A bicycle rider while peddling down a sidewalk in a road construction site was injured.

A bicycle rider was peddling down a side walk next to a road construction site.  While riding his bicycle he struck a severe deformation in the sidewalk and sustained injury when he went over the handlebars onto the concrete sidewalk.  My review of the MUTCD rules showed general contractor need not only generate a traffic control plan for vehicular traffic but for that of pedestrian/bicyclists as well, inspect such travel paths and deploy appropriate warning signage.   The MUTCD required safety signage which was missing from the bicycle path.

Oil and gas.

Pumper hired a contractor to repair a well pump that was not functioning.  After the completion of the repair, the pumper, at the direction of the contractor, walked over to the power switch for the pump turning it on.   An employee of a contractor crew grasped a drive belt to push it to “help” start rotation of the newly repaired pump when it started injuring his hand.  Injured employee sued the pumper. The issue was whether or not the pumper was responsible for contractor employees injuries.


The injured party was a high school student working part time in mechanic’s shop.  His employer, who hired a contractor to expand his mechanic’s shop, directed Plaintiff to assist the contractor.  The student employee fell from ladder during construction work.  At issue was the responsibility of employer and contractor to student.


Mine operator sold material to a trucking company. One of trucking company’s trucks struck a car while on a very dusty public road.  At issue was whether mine operator had a duty to maintain a public road.

An experienced skilled tradesman  struck by a fork lift operator on a major construction project.

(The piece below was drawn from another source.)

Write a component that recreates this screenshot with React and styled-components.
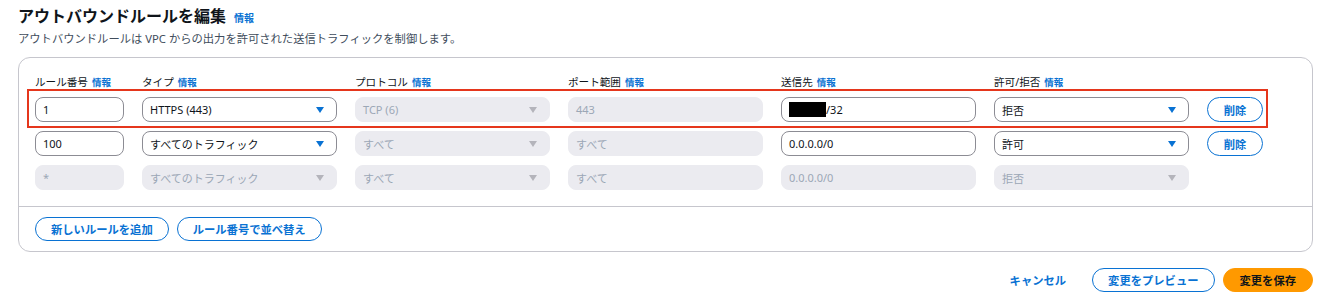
import React from "react";
import styled, { createGlobalStyle } from "styled-components";

const GlobalStyle = createGlobalStyle`
  body {
    margin: 0;
    background: #ffffff;
    font-family: "Noto Sans", "Noto Sans CJK JP", sans-serif;
    color: #0f141a;
  }
`;

const Page = styled.div`
  padding: 5px 17px 0 18px;
`;

const Title = styled.h1`
  display: flex;
  align-items: baseline;
  gap: 8px;
  margin: 0;
  font-size: 16px;
  line-height: 22px;
  font-weight: 700;
`;

const Info = styled.span`
  color: #0972d3;
  font-size: ${(props) => (props.$small ? 9.5 : 10)}px;
  font-weight: 700;
`;

const Description = styled.p`
  margin: 2px 0 0;
  font-size: 11.3px;
  line-height: 16px;
  color: #414d5c;
`;

const Panel = styled.section`
  margin-top: 10px;
  border: 1px solid #c6c6cd;
  border-radius: 12px;
  background: #fff;
`;

const RulesArea = styled.div`
  padding: 15px 17px 16px 16px;
  display: flex;
  flex-direction: column;
  gap: 9px;
`;

const Row = styled.div`
  position: relative;
  width: max-content;
  display: grid;
  grid-template-columns: 89px repeat(5, 195px) 56px;
  column-gap: 18px;
  align-items: center;
  height: ${(props) => (props.$header ? 16 : 25)}px;
  margin-bottom: ${(props) => (props.$header ? -1 : 0)}px;

  ${(props) =>
    props.$highlight &&
    `
    &::after {
      content: "";
      position: absolute;
      left: -8px;
      right: -5px;
      top: -8px;
      bottom: -6px;
      border: 2.5px solid #e5361c;
      pointer-events: none;
    }
  `}
`;

const Label = styled.div`
  display: flex;
  align-items: baseline;
  gap: 4px;
  font-size: 10.6px;
  color: #0f141a;
  white-space: nowrap;
`;

const Field = styled.div`
  box-sizing: border-box;
  height: 25px;
  display: flex;
  align-items: center;
  justify-content: ${(props) => (props.$select ? "space-between" : "flex-start")};
  padding: 0 ${(props) => (props.$select ? 12 : 7)}px 0 7px;
  border-radius: 8px;
  border: 1px solid ${(props) => (props.$disabled ? "#ebebf0" : "#8c8c94")};
  background: ${(props) => (props.$disabled ? "#ebebf0" : "#ffffff")};
  color: ${(props) => (props.$disabled ? "#9ba7b6" : "#0f141a")};
  font-size: 11px;
  white-space: nowrap;
`;

const Caret = styled.span`
  width: 0;
  height: 0;
  border-left: 4.5px solid transparent;
  border-right: 4.5px solid transparent;
  border-top: 6px solid ${(props) => (props.$disabled ? "#b4b4bb" : "#0972d3")};
`;

const Masked = styled.span`
  display: inline-block;
  width: 37px;
  height: 15px;
  background: #000;
`;

const PillButton = styled.button`
  box-sizing: border-box;
  height: ${(props) => props.$height || 24}px;
  padding: 0 ${(props) => props.$padX || 15}px;
  border-radius: 20px;
  border: 1.5px solid
    ${(props) => (props.$primary ? "#ff9900" : props.$link ? "transparent" : "#0972d3")};
  background: ${(props) => (props.$primary ? "#ff9900" : "#ffffff")};
  color: ${(props) => (props.$primary ? "#0f141a" : "#0972d3")};
  font-family: "Noto Sans", "Noto Sans CJK JP", sans-serif;
  font-size: 11.3px;
  font-weight: 700;
  white-space: nowrap;
  cursor: pointer;
`;

const PanelFooter = styled.div`
  border-top: 1px solid #c6c6cd;
  padding: 10px 16px 10px;
  display: flex;
  gap: 8px;
`;

const Actions = styled.div`
  margin-top: 16px;
  display: flex;
  justify-content: flex-end;
  align-items: center;
  gap: 8px;
`;

const columns = ["ルール番号", "タイプ", "プロトコル", "ポート範囲", "送信先", "許可/拒否"];

const rules = [
  {
    number: "1",
    type: "HTTPS (443)",
    protocol: "TCP (6)",
    port: "443",
    dest: "/32",
    masked: true,
    action: "拒否",
    editable: true,
    highlight: true,
  },
  {
    number: "100",
    type: "すべてのトラフィック",
    protocol: "すべて",
    port: "すべて",
    dest: "0.0.0.0/0",
    action: "許可",
    editable: true,
  },
  {
    number: "*",
    type: "すべてのトラフィック",
    protocol: "すべて",
    port: "すべて",
    dest: "0.0.0.0/0",
    action: "拒否",
    editable: false,
  },
];

const Select = ({ value, disabled }) => (
  <Field $select $disabled={disabled}>
    <span>{value}</span>
    <Caret $disabled={disabled} />
  </Field>
);

const RuleRow = ({ rule }) => {
  const off = !rule.editable;
  return (
    <Row $highlight={rule.highlight}>
      <Field $disabled={off}>{rule.number}</Field>
      <Select value={rule.type} disabled={off} />
      <Select value={rule.protocol} disabled />
      <Field $disabled>{rule.port}</Field>
      <Field $disabled={off}>
        {rule.masked && <Masked />}
        {rule.dest}
      </Field>
      <Select value={rule.action} disabled={off} />
      {rule.editable ? (
        <PillButton $height={25} $padX={10}>
          削除
        </PillButton>
      ) : (
        <span />
      )}
    </Row>
  );
};

const App = () => {
  return (
    <Page>
      <GlobalStyle />
      <Title>
        アウトバウンドルールを編集
        <Info>情報</Info>
      </Title>
      <Description>
        アウトバウンドルールは VPC からの出力を許可された送信トラフィックを制御します。
      </Description>
      <Panel>
        <RulesArea>
          <Row $header>
            {columns.map((name) => (
              <Label key={name}>
                {name}
                <Info $small>情報</Info>
              </Label>
            ))}
          </Row>
          {rules.map((rule) => (
            <RuleRow key={rule.number} rule={rule} />
          ))}
        </RulesArea>
        <PanelFooter>
          <PillButton>新しいルールを追加</PillButton>
          <PillButton>ルール番号で並べ替え</PillButton>
        </PanelFooter>
      </Panel>
      <Actions>
        <PillButton $link $padX={17}>
          キャンセル
        </PillButton>
        <PillButton>変更をプレビュー</PillButton>
        <PillButton $primary $padX={16}>
          変更を保存
        </PillButton>
      </Actions>
    </Page>
  );
};

export default App;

An experienced skilled tradesman was working a major construction project.  The skilled tradesman was responsible for concrete form setting on a new construction project.  While walking to his job post at the start of the day he was severely injured when a fork lift operator struck him from behind.  My review of pleadings, depositions and exhibits produced in discovery (based in part from questions I recommended at the beginning of the case) showed the fork lift operator and his employer failed to follow the OSHA required safety rules for fork lift operation.  One of the defenses raised by the fork lift operator was the lack of “sun light”.  My research in the U.S.  Naval Observatory showed there was in fact sufficient “sun light” at the time and location of the incident for the fork lift operator to have clearly seen the injured employee.

Oil and gas.

An employee of a petroleum tank service contractor was assigned a pump out and service of a petroleum storage tank.  He was told the facility was prepped for his work, meaning the electrical power was off at the site.  However, the electrical power to the storage tank facility had in fact not been turned off resulting in a storage tank heating element remaining on.  As the plaintiff lowered the oil level in the tank, resulting in exposing a heating element which overheated and ignited the flammable petroleum fumes.  The issue was whether well owner, the pumper/company man and other contractors were responsible for the site condition at time of explosion.